WORK TO COMPLETE:
Find the lines holding the word "screenshot" and collect them.

TASK INPUT:
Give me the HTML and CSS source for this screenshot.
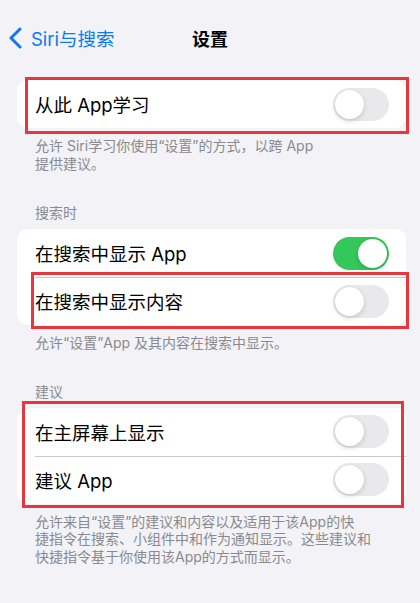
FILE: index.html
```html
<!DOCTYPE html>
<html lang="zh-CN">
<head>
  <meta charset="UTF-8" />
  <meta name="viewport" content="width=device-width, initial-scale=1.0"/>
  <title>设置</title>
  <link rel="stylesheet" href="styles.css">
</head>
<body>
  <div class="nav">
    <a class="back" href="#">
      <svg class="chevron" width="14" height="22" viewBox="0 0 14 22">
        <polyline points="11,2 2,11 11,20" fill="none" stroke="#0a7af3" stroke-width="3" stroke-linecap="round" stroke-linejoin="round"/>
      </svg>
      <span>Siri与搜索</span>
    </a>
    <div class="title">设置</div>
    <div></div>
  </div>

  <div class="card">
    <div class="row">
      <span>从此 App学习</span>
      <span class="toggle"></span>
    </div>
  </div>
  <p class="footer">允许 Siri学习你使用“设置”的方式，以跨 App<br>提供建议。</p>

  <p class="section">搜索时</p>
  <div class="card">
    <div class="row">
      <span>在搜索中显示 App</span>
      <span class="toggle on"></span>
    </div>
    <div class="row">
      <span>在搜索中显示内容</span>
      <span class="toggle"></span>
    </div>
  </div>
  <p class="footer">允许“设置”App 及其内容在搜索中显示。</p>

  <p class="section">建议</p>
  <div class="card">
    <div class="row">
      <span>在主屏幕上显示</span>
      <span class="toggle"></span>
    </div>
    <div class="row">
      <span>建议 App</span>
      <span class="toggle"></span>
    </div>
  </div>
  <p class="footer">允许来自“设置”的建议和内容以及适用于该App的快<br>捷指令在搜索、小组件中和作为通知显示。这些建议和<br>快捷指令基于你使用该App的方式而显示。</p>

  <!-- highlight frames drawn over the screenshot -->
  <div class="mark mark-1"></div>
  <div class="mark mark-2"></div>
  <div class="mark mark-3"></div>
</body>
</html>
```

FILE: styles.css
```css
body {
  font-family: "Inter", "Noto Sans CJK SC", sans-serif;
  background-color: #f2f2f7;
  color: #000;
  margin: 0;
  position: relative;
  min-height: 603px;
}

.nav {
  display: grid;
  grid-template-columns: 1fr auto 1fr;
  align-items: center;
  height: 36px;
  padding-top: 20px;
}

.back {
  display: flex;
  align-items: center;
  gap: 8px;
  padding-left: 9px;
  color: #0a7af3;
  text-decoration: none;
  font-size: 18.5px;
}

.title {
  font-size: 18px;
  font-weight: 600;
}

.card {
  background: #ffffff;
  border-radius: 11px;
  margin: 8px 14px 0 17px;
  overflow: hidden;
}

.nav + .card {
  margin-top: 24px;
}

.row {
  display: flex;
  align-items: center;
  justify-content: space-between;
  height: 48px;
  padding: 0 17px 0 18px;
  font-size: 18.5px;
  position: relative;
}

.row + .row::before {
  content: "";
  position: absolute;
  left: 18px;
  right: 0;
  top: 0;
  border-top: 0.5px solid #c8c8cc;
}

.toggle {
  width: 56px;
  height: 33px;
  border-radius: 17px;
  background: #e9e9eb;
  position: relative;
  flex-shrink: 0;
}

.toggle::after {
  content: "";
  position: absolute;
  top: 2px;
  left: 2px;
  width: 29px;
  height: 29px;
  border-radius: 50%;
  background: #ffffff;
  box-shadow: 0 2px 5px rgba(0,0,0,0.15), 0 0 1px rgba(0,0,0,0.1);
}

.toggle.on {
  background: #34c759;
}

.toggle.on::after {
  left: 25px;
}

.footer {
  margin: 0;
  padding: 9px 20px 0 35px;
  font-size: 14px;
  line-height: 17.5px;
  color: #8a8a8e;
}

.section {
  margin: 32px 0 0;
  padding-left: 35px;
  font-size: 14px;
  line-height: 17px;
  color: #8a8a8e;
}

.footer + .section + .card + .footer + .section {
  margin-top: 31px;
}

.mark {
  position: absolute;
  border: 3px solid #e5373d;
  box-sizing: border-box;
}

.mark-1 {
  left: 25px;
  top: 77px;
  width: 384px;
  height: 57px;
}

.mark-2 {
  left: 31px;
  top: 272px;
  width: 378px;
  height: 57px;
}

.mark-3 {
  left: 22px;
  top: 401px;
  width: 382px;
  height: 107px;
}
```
==
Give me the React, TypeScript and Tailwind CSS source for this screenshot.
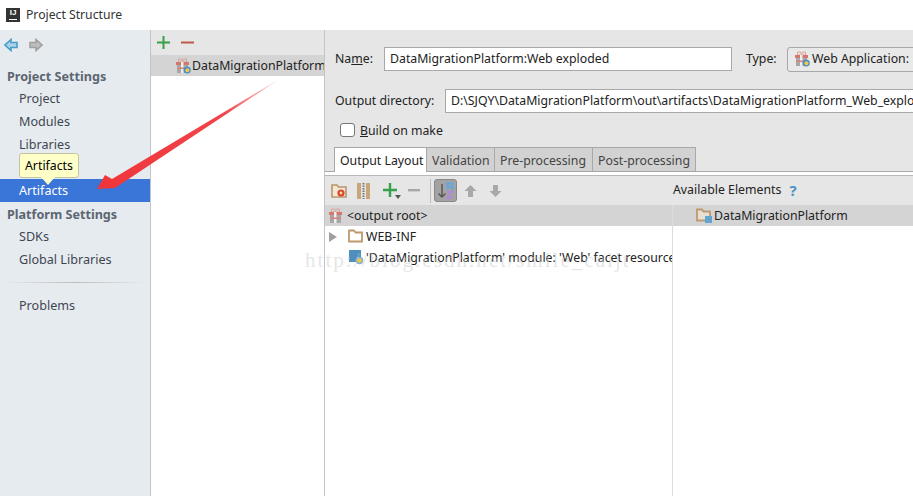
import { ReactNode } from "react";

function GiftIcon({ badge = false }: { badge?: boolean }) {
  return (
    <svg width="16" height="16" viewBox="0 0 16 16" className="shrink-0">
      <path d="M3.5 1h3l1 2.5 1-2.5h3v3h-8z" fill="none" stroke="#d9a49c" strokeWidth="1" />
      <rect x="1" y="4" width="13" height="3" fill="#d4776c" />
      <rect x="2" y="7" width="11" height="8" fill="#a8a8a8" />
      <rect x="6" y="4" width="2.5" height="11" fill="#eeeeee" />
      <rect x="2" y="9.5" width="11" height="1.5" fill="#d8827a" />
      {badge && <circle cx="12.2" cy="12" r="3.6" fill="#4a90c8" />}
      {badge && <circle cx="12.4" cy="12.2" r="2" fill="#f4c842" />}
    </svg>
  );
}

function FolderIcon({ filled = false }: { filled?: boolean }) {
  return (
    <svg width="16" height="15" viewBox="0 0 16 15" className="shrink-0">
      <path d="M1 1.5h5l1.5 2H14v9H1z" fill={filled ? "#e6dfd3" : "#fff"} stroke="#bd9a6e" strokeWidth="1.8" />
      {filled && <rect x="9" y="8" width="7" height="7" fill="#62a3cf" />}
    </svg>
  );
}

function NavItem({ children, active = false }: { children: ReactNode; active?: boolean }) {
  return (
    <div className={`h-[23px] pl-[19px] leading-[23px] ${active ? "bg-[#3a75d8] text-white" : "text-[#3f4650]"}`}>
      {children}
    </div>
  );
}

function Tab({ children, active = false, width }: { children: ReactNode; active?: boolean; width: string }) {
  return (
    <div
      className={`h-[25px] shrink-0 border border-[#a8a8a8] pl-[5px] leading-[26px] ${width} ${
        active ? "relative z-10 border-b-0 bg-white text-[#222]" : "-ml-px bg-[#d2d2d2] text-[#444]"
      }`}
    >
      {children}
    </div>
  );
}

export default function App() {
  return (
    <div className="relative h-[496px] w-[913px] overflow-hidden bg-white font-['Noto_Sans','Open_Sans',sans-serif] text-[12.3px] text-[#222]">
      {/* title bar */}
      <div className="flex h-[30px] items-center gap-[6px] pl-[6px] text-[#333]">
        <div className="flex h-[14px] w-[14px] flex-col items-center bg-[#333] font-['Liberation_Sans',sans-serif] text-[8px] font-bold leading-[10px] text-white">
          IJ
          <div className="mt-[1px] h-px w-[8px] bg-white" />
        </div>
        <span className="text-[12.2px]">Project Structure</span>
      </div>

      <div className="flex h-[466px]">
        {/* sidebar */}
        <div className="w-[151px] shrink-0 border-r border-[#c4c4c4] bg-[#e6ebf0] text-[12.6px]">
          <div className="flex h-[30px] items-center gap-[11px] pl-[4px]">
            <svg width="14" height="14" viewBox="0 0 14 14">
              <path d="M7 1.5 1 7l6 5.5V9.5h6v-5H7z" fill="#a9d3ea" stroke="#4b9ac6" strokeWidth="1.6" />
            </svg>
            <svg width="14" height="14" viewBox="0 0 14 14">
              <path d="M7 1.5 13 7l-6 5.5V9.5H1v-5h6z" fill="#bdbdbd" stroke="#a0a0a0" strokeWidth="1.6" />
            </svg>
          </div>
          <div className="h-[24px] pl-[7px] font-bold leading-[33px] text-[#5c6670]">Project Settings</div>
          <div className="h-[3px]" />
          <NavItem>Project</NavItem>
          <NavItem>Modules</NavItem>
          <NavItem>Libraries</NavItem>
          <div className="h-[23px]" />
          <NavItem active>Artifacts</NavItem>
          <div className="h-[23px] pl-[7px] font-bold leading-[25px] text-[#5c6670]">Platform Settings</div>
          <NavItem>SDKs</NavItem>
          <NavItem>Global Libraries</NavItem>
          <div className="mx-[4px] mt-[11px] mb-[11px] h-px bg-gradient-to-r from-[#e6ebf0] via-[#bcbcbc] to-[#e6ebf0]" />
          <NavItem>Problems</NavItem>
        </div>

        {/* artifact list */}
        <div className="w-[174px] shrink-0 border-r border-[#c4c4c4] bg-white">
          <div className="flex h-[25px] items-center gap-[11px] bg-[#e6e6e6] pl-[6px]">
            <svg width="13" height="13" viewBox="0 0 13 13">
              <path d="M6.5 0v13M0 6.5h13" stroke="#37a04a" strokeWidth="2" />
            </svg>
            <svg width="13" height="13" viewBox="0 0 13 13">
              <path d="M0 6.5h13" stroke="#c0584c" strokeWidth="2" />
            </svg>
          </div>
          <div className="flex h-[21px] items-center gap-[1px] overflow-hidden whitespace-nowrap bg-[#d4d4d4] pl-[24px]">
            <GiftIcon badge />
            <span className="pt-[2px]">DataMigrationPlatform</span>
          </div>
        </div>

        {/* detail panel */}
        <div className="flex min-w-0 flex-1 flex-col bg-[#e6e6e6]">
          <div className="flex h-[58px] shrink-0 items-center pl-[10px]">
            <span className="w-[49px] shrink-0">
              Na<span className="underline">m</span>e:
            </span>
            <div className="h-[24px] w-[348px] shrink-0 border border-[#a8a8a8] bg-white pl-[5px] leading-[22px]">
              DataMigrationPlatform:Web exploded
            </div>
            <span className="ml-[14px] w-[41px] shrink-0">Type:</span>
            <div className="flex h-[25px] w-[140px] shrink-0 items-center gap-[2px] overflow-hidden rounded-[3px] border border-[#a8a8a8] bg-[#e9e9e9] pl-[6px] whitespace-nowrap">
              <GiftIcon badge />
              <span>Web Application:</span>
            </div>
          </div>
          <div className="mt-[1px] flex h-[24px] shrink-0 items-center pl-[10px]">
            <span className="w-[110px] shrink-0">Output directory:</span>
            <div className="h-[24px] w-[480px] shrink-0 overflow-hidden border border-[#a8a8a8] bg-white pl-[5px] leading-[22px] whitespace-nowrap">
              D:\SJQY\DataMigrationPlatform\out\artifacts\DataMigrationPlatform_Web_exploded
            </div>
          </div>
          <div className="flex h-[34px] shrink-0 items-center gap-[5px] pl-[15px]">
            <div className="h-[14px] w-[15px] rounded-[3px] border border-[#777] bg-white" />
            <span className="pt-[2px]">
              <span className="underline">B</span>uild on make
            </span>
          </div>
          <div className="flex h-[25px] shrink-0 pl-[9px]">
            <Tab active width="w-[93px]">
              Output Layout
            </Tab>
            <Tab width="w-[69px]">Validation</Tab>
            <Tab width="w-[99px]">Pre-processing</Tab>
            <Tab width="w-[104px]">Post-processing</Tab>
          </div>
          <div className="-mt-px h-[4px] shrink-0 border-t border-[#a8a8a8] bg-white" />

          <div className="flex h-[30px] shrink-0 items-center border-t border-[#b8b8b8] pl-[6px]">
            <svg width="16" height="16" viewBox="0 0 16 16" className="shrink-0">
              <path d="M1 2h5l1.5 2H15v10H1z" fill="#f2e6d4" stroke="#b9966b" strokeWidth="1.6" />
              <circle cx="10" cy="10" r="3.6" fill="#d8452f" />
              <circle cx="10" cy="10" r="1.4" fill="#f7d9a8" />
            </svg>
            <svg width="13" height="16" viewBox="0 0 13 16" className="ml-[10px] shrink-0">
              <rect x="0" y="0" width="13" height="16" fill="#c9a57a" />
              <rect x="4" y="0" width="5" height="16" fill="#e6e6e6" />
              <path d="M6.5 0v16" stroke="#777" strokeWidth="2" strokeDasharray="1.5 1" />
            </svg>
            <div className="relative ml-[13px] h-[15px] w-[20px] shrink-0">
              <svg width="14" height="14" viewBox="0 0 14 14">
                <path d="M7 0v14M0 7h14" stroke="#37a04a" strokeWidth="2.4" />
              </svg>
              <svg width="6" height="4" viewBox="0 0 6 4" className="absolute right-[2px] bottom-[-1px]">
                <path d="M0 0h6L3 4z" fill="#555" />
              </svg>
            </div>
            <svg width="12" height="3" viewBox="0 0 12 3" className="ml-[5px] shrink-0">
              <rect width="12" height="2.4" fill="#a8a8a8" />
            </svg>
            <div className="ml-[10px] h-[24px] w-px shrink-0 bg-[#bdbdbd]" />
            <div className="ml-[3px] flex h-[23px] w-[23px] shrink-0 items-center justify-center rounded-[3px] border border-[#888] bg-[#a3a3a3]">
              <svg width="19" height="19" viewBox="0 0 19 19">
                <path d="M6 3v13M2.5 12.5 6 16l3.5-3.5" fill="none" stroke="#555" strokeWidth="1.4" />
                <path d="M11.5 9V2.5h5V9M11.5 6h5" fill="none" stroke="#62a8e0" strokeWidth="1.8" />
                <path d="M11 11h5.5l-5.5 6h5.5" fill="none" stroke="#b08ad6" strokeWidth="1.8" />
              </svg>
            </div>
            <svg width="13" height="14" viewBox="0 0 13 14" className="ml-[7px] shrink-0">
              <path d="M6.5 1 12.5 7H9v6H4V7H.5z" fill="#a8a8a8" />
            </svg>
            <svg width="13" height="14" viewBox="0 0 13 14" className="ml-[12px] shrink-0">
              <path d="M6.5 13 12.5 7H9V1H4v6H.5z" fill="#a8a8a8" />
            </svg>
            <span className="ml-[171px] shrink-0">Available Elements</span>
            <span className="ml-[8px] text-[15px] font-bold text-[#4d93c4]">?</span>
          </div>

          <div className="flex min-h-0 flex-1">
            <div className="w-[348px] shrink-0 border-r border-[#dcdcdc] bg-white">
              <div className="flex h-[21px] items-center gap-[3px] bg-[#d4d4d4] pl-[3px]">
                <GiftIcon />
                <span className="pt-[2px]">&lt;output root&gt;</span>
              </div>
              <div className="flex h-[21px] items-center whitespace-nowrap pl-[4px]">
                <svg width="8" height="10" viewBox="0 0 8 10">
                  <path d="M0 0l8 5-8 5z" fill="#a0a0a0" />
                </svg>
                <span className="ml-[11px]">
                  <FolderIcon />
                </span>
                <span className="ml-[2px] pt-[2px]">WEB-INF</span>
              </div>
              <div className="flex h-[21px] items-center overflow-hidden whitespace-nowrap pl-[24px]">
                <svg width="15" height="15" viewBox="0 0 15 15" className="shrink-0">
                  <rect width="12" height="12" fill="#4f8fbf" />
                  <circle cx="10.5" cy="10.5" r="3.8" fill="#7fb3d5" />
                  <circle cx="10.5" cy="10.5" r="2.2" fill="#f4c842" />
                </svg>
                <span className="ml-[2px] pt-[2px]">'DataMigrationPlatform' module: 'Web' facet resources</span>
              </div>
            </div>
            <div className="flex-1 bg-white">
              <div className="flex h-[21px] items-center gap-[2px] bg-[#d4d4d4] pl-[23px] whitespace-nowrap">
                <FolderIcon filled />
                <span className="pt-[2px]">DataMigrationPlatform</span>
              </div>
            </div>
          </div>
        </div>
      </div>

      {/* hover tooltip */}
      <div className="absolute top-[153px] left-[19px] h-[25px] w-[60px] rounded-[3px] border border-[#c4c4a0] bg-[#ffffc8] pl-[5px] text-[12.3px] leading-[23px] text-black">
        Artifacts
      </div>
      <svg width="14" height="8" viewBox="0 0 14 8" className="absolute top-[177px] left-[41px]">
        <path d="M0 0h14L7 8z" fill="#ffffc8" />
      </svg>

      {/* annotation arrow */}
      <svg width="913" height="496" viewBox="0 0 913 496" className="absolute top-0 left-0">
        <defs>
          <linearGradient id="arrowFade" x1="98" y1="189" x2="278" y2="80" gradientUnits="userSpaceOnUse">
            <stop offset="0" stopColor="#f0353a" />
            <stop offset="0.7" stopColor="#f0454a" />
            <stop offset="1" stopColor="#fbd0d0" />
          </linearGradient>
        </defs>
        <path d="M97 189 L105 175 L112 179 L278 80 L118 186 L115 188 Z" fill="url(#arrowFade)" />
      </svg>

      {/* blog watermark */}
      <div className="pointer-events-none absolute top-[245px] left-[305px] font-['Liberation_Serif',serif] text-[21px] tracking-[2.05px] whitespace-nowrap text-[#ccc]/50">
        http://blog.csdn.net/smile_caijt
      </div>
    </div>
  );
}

THE REPLY:
Give me the HTML and CSS source for this screenshot.
  <!-- highlight frames drawn over the screenshot -->
Give me the React, TypeScript and Tailwind CSS source for this screenshot.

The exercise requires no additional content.